С опубликованием Манифеста все русские антибольшевики поверили, что Германия, наконец, признала свои ошибки, отказалась от своих преступных замыслов по отношению к России и решилась оказать помощь русскому антибольшевизму. Это было бы только логичным, потому что вопрос к тому времени ставился не о новых завоеваниях, не об удержании старых, уже в значительной степени потерянных, а о спасении немецкого народа от приблизившегося к нему коммунизма.
Меня эта уверенность не покидала только один день, в день выхода первого номера газеты. Я упоминаю об этом потому, что в то полное трагизма время дни казались большими сроками. За очень короткий промежуток, может быть, за несколько месяцев, если не недель, нужно было наверстать пропущенные годы. На следующий день после того, как опубликован был Манифест, ко мне опять вернулись сомнения, потом очень скоро перешедшие в уверенность, что все остается не только по-старому, но и гораздо хуже — силы немецкого сопротивления перестали обороняться, а перешли в наступление на Движение. Показателем этих перемен, как всегда, оказались мелочи. Я это заметил, готовя к выпуску второй номер газеты.
На следующий день после возвращения из Праги мне позвонили в редакцию из какого-то учреждения, что отныне весь материал, печатающийся в «Воле народа», я должен присылать на цензуру по такому-то и такому-то адресу, и что помещен может быть только тот, на котором будет стоять параф цензора.
На мой недоуменный вопрос, заданный по телефону Жиленкову, он ответил утвердительно, так как ему это было сказано тоже. Он успокоил, что об этом еще будет разговаривать, а на один-два номера придется согласиться и материал давать.
Чтобы иметь возможность выбора при составлении следующих номеров, я собрал все основные статьи, которые были приготовлены чуть ли не на две недели вперед, и с нарочным послал их по адресу. Вернувшись, он сказал, что данный адрес — какое-то из бесконечных разветвлений Министерства восточных дел Розенберга. Что он не ошибся, я увидел уже к вечеру следующего дня: в большом пакете все статьи были присланы обратно, причем минимум две трети их были перечеркнуты сначала до конца красным карандашом. Параф цензора стоял только на материале, который имеется в редакции на всякий случай, если окажется вдруг в номере свободное место.
Я сразу же позвонил по данному адресу и мне было отвечено, что все в порядке, ошибки никакой не произошло и что перечеркнутый красным карандашом материал не может быть напечатан ни в коем случае. На повторный вопрос Жиленкову и рассказ о том, что произошло, он ответил, что придется или отложить выпуск номера, или выпустить его с тем материалом, который одобрен, — разговоры по этому поводу по его словам, еще не окончены.
Мы всей редакцией просидели до поздней ночи и постарались сделать все, что было возможным, чтобы второй номер газеты получился уж не совсем уродливым. С грехом пополам как-то наскребли на восемь очередных страниц.

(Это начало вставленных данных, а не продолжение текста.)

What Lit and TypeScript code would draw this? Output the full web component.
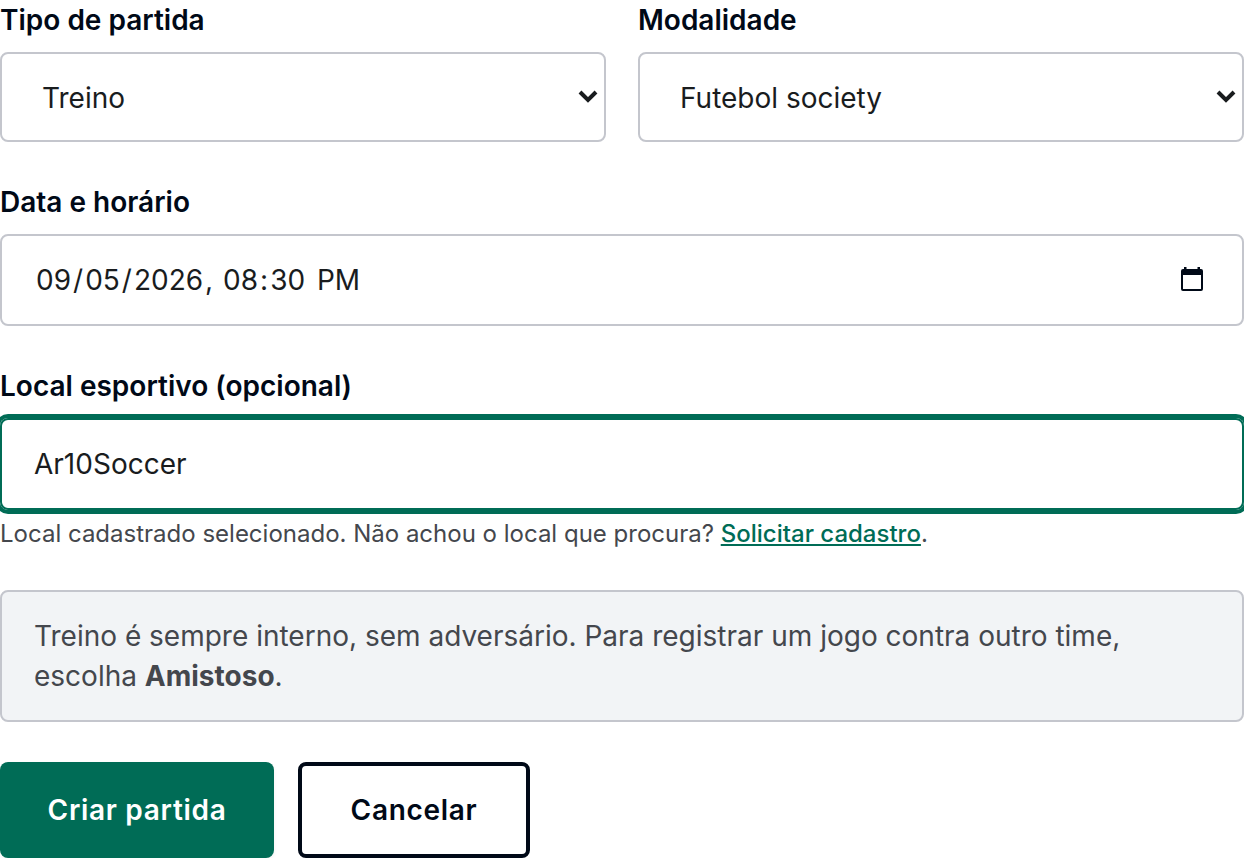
import { LitElement, html, css } from 'lit';
import { customElement, property } from 'lit/decorators.js';

@customElement('select-box')
export class SelectBox extends LitElement {
  @property() label = '';
  @property() value = '';

  static styles = css`
    :host {
      display: block;
      flex: 1;
    }
    .label {
      font-size: 28px;
      font-weight: 600;
      line-height: 40px;
      margin-bottom: 12px;
      color: #000917;
    }
    .box {
      display: flex;
      align-items: center;
      justify-content: space-between;
      box-sizing: border-box;
      height: 90px;
      padding: 0 6px 0 40px;
      border: 2px solid #c4c6cd;
      border-radius: 8px;
      background: #ffffff;
      font-size: 28px;
      color: #191c1e;
    }
    .value {
      padding-top: 2px;
    }
    svg {
      display: block;
    }
  `;

  render() {
    return html`
      <div class="label">${this.label}</div>
      <div class="box">
        <span class="value">${this.value}</span>
        <svg width="20" height="14" viewBox="0 0 20 14">
          <path d="M2 2 L10 10 L18 2" fill="none" stroke="#191c1e" stroke-width="4" />
        </svg>
      </div>
    `;
  }
}

@customElement('app-root')
export class AppRoot extends LitElement {
  static styles = css`
    :host {
      display: block;
      box-sizing: border-box;
      height: 858px;
      overflow: hidden;
      background: #ffffff;
      font-family: Inter, 'Liberation Sans', sans-serif;
      color: #191c1e;
    }
    .row {
      display: flex;
      gap: 32px;
    }
    .field {
      margin-top: 40px;
    }
    .label {
      font-size: 28px;
      font-weight: 600;
      line-height: 40px;
      margin-bottom: 12px;
      color: #000917;
    }
    .input {
      display: flex;
      align-items: center;
      justify-content: space-between;
      box-sizing: border-box;
      height: 92px;
      padding: 0 38px 0 32px;
      border: 2px solid #c4c6cd;
      border-radius: 8px;
      font-size: 28px;
    }
    .date {
      white-space: pre;
    }
    .part {
      padding: 0 2px;
    }
    .calendar {
      display: block;
      margin-bottom: 2px;
    }
    .focused {
      padding: 0 32px;
      border-color: #006c56;
      box-shadow: 0 0 0 4px #006c56;
    }
    .hint {
      margin-top: 8px;
      font-size: 24px;
      line-height: 32px;
      color: #44474d;
    }
    .hint a {
      color: #006c56;
      font-weight: 500;
      text-decoration: underline;
    }
    .notice {
      box-sizing: border-box;
      height: 132px;
      margin-top: 40px;
      padding: 24px 32px;
      border: 2px solid #c4c6cd;
      border-radius: 8px;
      background: #f2f4f6;
      font-size: 28px;
      line-height: 40px;
      color: #44474d;
    }
    .actions {
      display: flex;
      gap: 24px;
      margin-top: 40px;
    }
    button {
      box-sizing: border-box;
      height: 96px;
      padding: 0;
      border: 4px solid #000917;
      border-radius: 8px;
      background: #ffffff;
      font-family: inherit;
      font-size: 28px;
      font-weight: 600;
      letter-spacing: 0.7px;
      color: #000917;
      width: 232px;
    }
    .primary {
      width: 274px;
      border: none;
      background: #006c56;
      box-shadow: 0 2px 4px rgba(0, 0, 0, 0.05);
      color: #ffffff;
    }
  `;

  render() {
    return html`
      <div class="row">
        <select-box label="Tipo de partida" value="Treino"></select-box>
        <select-box label="Modalidade" value="Futebol society"></select-box>
      </div>
      <div class="field">
        <div class="label">Data e horário</div>
        <div class="input">
          <div class="date"><span class="part">09</span>/<span class="part">05</span>/<span class="part">2026</span>, <span class="part">08</span>:<span class="part">30</span> <span class="part">PM</span></div>
          <svg class="calendar" width="24" height="26" viewBox="0 0 24 26">
            <path d="M4 1 h2.5 v2 h11 v-2 H20 v2 h1 a2 2 0 0 1 2 2 V23 a2 2 0 0 1 -2 2 H3 a2 2 0 0 1 -2 -2 V5 a2 2 0 0 1 2 -2 h1 Z M3 9 V23 H21 V9 Z" fill="#000917" fill-rule="evenodd" />
          </svg>
        </div>
      </div>
      <div class="field">
        <div class="label">Local esportivo (opcional)</div>
        <div class="input focused"><span>Ar10Soccer</span></div>
        <div class="hint">
          Local cadastrado selecionado. Não achou o local que procura? <a>Solicitar cadastro</a>.
        </div>
      </div>
      <div class="notice">
        Treino é sempre interno, sem adversário. Para registrar um jogo contra outro time, escolha
        <strong>Amistoso</strong>.
      </div>
      <div class="actions">
        <button class="primary">Criar partida</button>
        <button>Cancelar</button>
      </div>
    `;
  }
}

Второй сюрприз на следующий день был преподнесен издательством.
Передавая материал техническому редактору для верстки, я стою около стола и раскладываю набранные в гранки статьи, — это на вторую страницу, это на четвертую, седьмую, восьмую. Это можете поместить сзади, тоже на последнюю. Передовую и первую страницу я дам потом, они еще в цензуре. Он смотрит на меня с некоторым замешательством и говорит:
— А вы знаете, господином Амфлетом отдано распоряжение, что второй номер выйдет только на четырех страницах.
— Что за ерунда, и причем тут господин Амфлет? — отмахиваюсь я. Оказалось, что распоряжение такое было действительно дано.
Я иду к Амфлету. В хорошо обставленном кабинете за столом сидит он. Но, Боже, как непохож он на того приятного господина, предупредительно улыбавшегося в течение первого разговора, каким я видел его в первый раз у Жиленкова и каким он был еще до вчерашнего дня.